Der Papst aus Utrecht aber, dem man persönlich einen heiligmäßigen Lebenswandel zusprach, und der oft geseufzt haben soll, daß er sich so nach seiner früheren Kirche in Holland zurücksehne, gilt in der Kirchengeschichte als tragische Figur des Scheiterns, der die Dynamik der Kirchenspaltung erst so richtig begann. Er hat alles ehrlich und "gut gemeint", daran hat(te) niemand Zweifel. Und er schrieb sich die Finger wund, um zu bestürmen, zu drohen, zu bitten und zu flehen, daß sich die Fürsten einigen, die Bischöfe der Bedrohung der Reformation annehmen sollten. Aber er hat alles falsch und/oder zur falschen Zeit gemacht. Selbst das große öffentliche Schuldbekenntnis der Kirche, das die von ihm angestrebte Selbstreinigung einleiten sollte, wirkte nur wie ein öffentlicher Selbstmord, der die Protestanten entscheidend stärkte, weil es als Beweis der fehlenden Glaubwürdigkeit der Kirche wirkte. Wäre damals nicht Bayern gewesen, wäre wohl ganz Europa entkatholisiert worden. Hadrian wurde im August 1523 schwer krank, und starb nach nicht einmal zwei Jahren Regentschaft, möglicherweise durch Vergiftung.

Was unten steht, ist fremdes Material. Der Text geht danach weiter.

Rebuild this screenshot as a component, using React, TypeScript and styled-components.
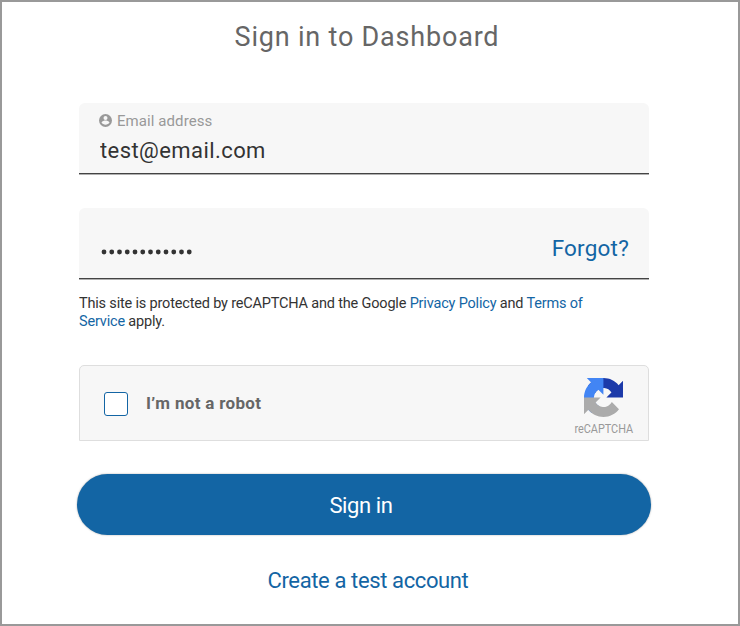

Was aber war eines seiner Hauptprobleme? Die starken italienischen und europäischen Fürsten. Und wer hatte die gestärkt, damit die Entwicklung entscheidend bewirkt? Friedrich II., 300 Jahre zuvor, der genau das auch gemacht hatte: Er hatte in seinen Reformen (einige konkret, alle indirekt) Fürsten (als Personen) in seine Machtherrlichkeit gehoben, deren Geschlechter in die Sphärik des absoluten Willens versetzt, sodaß Italien für viele Jahrhunderte nicht mehr einigbar, Europa aus demselben Grund zerfallen, das Abendland damit zu schwach gegen die Vorstöße der Türken war. Daß es 1529 (Wien) nicht fiel, war ein reines Wunder. Während sich im Inneren der Protestantismus - als "Reform", in der endgültig alles zerfiel, denn dort ist bekanntlich jeder (nicht: keiner! jeder!) "Papst" - rasant ausbreitete. Dasselbe Vorgehen also, dieselben Wirkungen.